Ich bin jetzt 48, ich fühle mich wie 28. Ich weiß nicht, wie lange das noch geht. Aber, ich will auf der Nordschleife noch viele, viele Jahre fahren. Ich hoffe, ich werde der VLN die nächsten 20 Jahre erhalten bleiben. Es macht mir großen Spaß. Mein Wunsch wäre es, dass es irgendwann mal wieder einen Sieg der Familie Schall gibt. Die Ansätze sind da. Meine drei Töchter und mein Sohn, die sind jetzt zwischen sieben und 16 Jahre alt, sind ja alle im Kart unterwegs. Das ist auch der Grund, dass ich in diesem Jahr nicht alle VLN-Läufe fahren werde. Ich habe ja schon zweimal ausgesetzt. Ob meine Kinder dann VLN fahren wollen, wird sich zeigen, aber ich kann es mir sehr gut vorstellen. Es würde mich wundern, wenn es anders wäre.

Was macht dein Vater Andreas? Schaut er dir jetzt regelmäßig zu bei den Rennen in der VLN?

Er ist noch topfit. Er ist jetzt 79 Jahre alt und er arbeitet ja auch noch bei uns im Mercedes-Autohaus. Er hat den Helm noch nicht an den Nagel gehängt, aber er ist nicht mehr im Einsatz. Zuschauen ist nicht sein Ding. Er fiebert von zu Hause aus immer mit. Er lässt sich alle Infos geben.

Gibt es für den Herbst der Karriere noch Ziele?

Der Spaß steht im Vordergrund. Wenn ich fahre, möchte ich gewinnen.
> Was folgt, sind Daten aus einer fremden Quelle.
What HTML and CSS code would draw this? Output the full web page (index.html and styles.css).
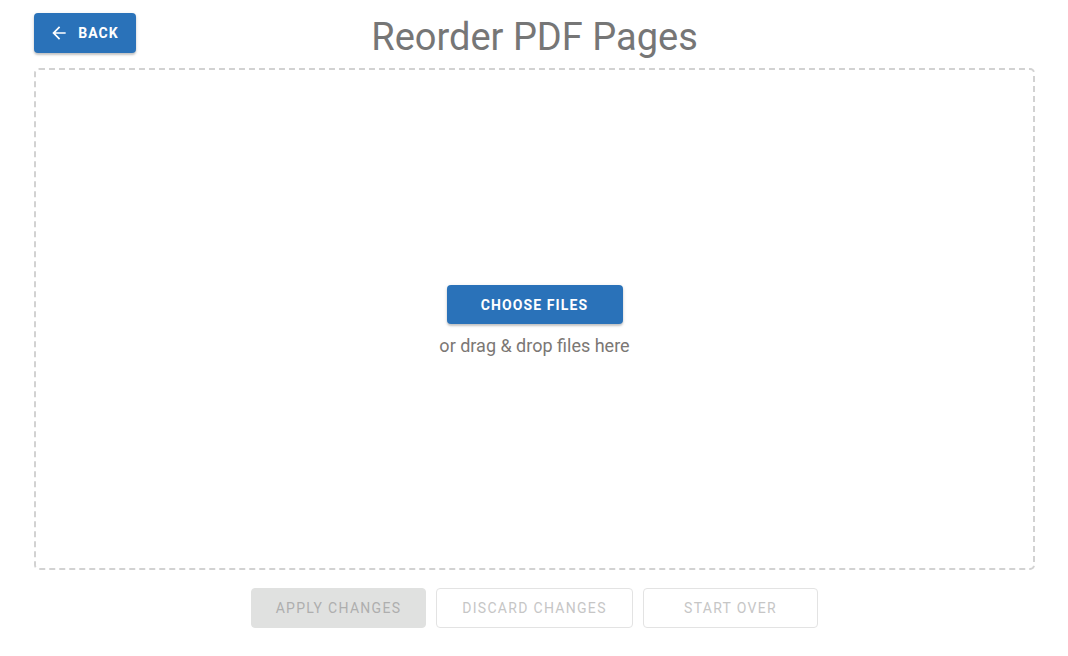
FILE: index.html
```html
<!DOCTYPE html>
<html lang="en">
<head>
<meta charset="utf-8">
<title>Reorder PDF Pages</title>
<link rel="stylesheet" href="styles.css">
</head>
<body>
<div class="page">
  <header class="header">
    <div class="header-left">
      <button class="btn btn-blue btn-back" type="button">
        <svg class="back-icon" viewBox="0 0 24 24" width="20" height="20" aria-hidden="true"><path d="M20 11H7.83l5.59-5.59L12 4l-8 8 8 8 1.41-1.41L7.83 13H20v-2z" fill="currentColor"/></svg>
        <span>Back</span>
      </button>
    </div>
    <h1 class="title">Reorder PDF Pages</h1>
    <div class="header-right"></div>
  </header>
  <section class="dropzone">
    <button class="btn btn-blue btn-choose" type="button">Choose Files</button>
    <p class="drop-hint">or drag &amp; drop files here</p>
  </section>
  <div class="actions">
    <button class="btn btn-disabled btn-apply" type="button">Apply Changes</button>
    <button class="btn btn-outline btn-discard" type="button">Discard Changes</button>
    <button class="btn btn-outline btn-start" type="button">Start Over</button>
  </div>
</div>
</body>
</html>
```

FILE: styles.css
```css
* { box-sizing: border-box; }
html, body { margin: 0; padding: 0; background: #fff; }
body {
  font-family: Roboto, "Liberation Sans", Arial, sans-serif;
  color: #757575;
}
.page {
  padding: 13px 33px 0 34px;
}
.header {
  display: grid;
  grid-template-columns: 1fr auto 1fr;
  align-items: start;
  height: 55px;
}
.title {
  margin: 0;
  padding-top: 2px;
  font-size: 38px;
  font-weight: 400;
  line-height: 44px;
  color: #767676;
  text-align: center;
}
.btn {
  font-family: Roboto, "Liberation Sans", Arial, sans-serif;
  text-transform: uppercase;
  font-size: 14px;
  border-radius: 4px;
  display: inline-flex;
  align-items: center;
  justify-content: center;
  cursor: pointer;
  padding: 0;
}
.btn-blue {
  background: #2a72b9;
  color: #fff;
  border: none;
  font-weight: 700;
  letter-spacing: 1.1px;
  box-shadow: 0 2px 2px rgba(0,0,0,0.18), 0 1px 4px rgba(0,0,0,0.1);
}
.btn-back {
  width: 102px;
  height: 40px;
  gap: 9px;
  padding-right: 2px;
}
.back-icon { display: block; }
.dropzone {
  height: 502px;
  border: 2px dashed #d2d2d2;
  border-radius: 5px;
  display: flex;
  flex-direction: column;
  align-items: center;
  justify-content: center;
  padding-top: 5px;
}
.btn-choose {
  width: 176px;
  height: 39px;
}
.drop-hint {
  margin: 10px 0 0;
  font-size: 18px;
  line-height: 24px;
  color: #7b7774;
}
.actions {
  display: flex;
  justify-content: center;
  gap: 10px;
  margin-top: 18px;
}
.actions .btn {
  height: 40px;
  font-weight: 400;
  letter-spacing: 1.3px;
  background: #fff;
}
.btn-disabled {
  background: #e0e1e0 !important;
  border: 1px solid #e0e1e0;
  color: #aeaeae;
}
.btn-outline {
  border: 1px solid #e3e3e3;
  color: #c6c6c6;
}
.btn-apply { width: 175px; }
.btn-discard { width: 197px; }
.btn-start { width: 175px; }
```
Ein Sieg macht mehr Spaß wie kein Sieg. Eine bestimmte Marke oder ein großes Ziel setze ich mir nicht. Vielleicht fällt mir noch eins ein. Mit dem Mercedes war ich 30 Mal und mit dem Opel 15 Mal auf dem Gesamtpodium. Also zusammen fast ein drei Dutzend Mal. Das ist heutzutage viel schwieriger zu erreichen aufgrund der Leistungsdichte.